A large-scale study led by Columbia and Brigham and Women’s Hospital/Harvard researchers is the first to show that a diet deficient in flavanols (nutrients found in some fruits and vegetables) contributes to age-related memory loss.
A new study discovered that flavanol consumption among older persons correlates with outcomes on tests designed to detect memory loss related to normal aging and that replenishing these bioactive dietary components improves performance in mildly flavanol-deficient adults over 60.
Adam M. Brickman, Ph.D., professor of neuropsychology at Columbia University Vagelos College of Physicians and Surgeons and co-leader of the study, said, “The improvement among study participants with low-flavanol diets was substantial and raised the possibility of using flavanol-rich diets or supplements to improve cognitive function in older adults.”
The discovery also supports the growing idea that the aging brain requires specific nutrients for optimal health, just as the young brain requires specific nutrients for proper development.

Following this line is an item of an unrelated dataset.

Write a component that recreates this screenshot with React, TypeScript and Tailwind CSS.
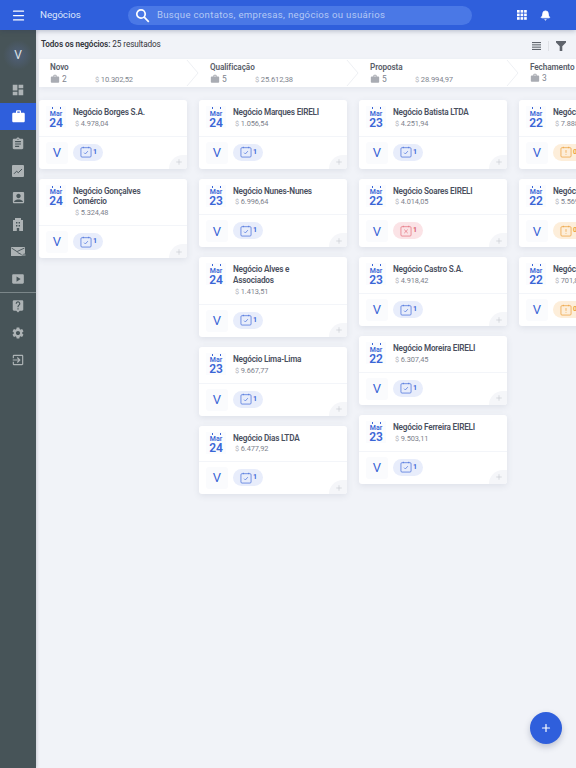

The study’s senior author, Scott A. Small, MD, the Boris and Rose Katz Professor of Neurology at Columbia University Vagelos College of Physicians and Surgeons, said, “Identifying nutrients critical for the proper development of an infant’s nervous system was a crowning achievement of 20th-century nutrition science.”
He added, “In this century, as we live longer, research is starting to reveal that different nutrients are needed to fortify our aging minds. Our study, which relies on biomarkers of flavanol consumption, can be used as a template by other researchers to identify additional, necessary nutrients.”
This study extends more than 15 years of work in Small’s group that has connected alterations in the dentate gyrus, a particular region of the brain’s hippocampus, to age-related memory loss. Additionally, studies in mice showed that flavanols enhanced the growth of neurons and blood vessels in the hippocampus, which improved memory. Then, Small’s team put flavanol supplements to the test on humans.
According to one small study, the dentate gyrus is associated with cognitive aging. A second, more detailed study revealed that flavanols enhanced memory by working specifically on this brain region and had the most significant effects on people who began with a poor diet.
The Brigham and Women’s Hospital and Columbia teams worked together to examine the effects of flavonols and multivitamins in COSMOS.
The current study, COSMOS-Web, aimed to examine whether a lack of flavanols contributes to cognitive aging in this region of the brain by testing the effects of flavanols on a much wider population.
A daily flavanol supplement (a tablet) or a placebo pill was randomly given to more than 3,500 healthy older individuals for three years.
The number of flavonols in the active supplement was 500 mg, including 80 mg of epicatechins, the recommended daily intake for adults.
In order to determine the forms of short-term memory controlled by the hippocampus, each participant completed a survey to rate the quality of their diet. They then each completed a series of exercises online in the comfort of their own homes.
The exams were administered again after years one, two, and three. The majority of interviewees described themselves as white and non-Hispanic.
More than a third of the individuals also provided urine samples, which allowed researchers to assess dietary flavanol levels before and during the study using a biomarker created by co-study authors at Reading University in the UK.
The biomarker allowed the researchers a more accurate approach to check if individuals were adhering to their prescribed regimen and see if flavanol levels correlated with performance on the cognitive tests. Although there was some variation in flavanol levels, no participant had significant flavanol deficiency.
According to the findings of a new study, Flavanol deficiency appears to be a driver of age-related memory decline, as flavanol consumption is linked with memory scores and flavanol supplementation enhanced memory in flavanol-deficient people. The study’s findings are consistent with a recent study that indicated flavanol pills did not improve memory in a group of persons with varying baseline flavanol levels.
It is possible that the previous study’s memory tests did not examine memory processes in the hippocampus area affected by flavanols and that flavanols only improved memory processes governed by the hippocampus and did not improve memory mediated by other brain sections.
Small said, “We cannot yet definitively conclude that low dietary intake of flavanols causes poor memory performance. We did not conduct the opposite experiment: depleting flavanol in people who are not deficient, adding that such an experiment might be considered unethical.”
According to Small, the next step in confirming flavanols’ effect on the brain is a clinical experiment to restore flavanol levels in people with severe flavanol deficiency.
Small said, “Age-related memory decline is thought to occur sooner or later in nearly everyone, though there is a great amount of variability; if some of this variance is partly due to differences in dietary consumption of flavonols, then we would see an even more dramatic improvement in memory in people who replenish dietary flavanols when they’re in their 40s and 50s.”
Mars Edge, a division of Mars Inc., and the National Institutes of Health funded the study.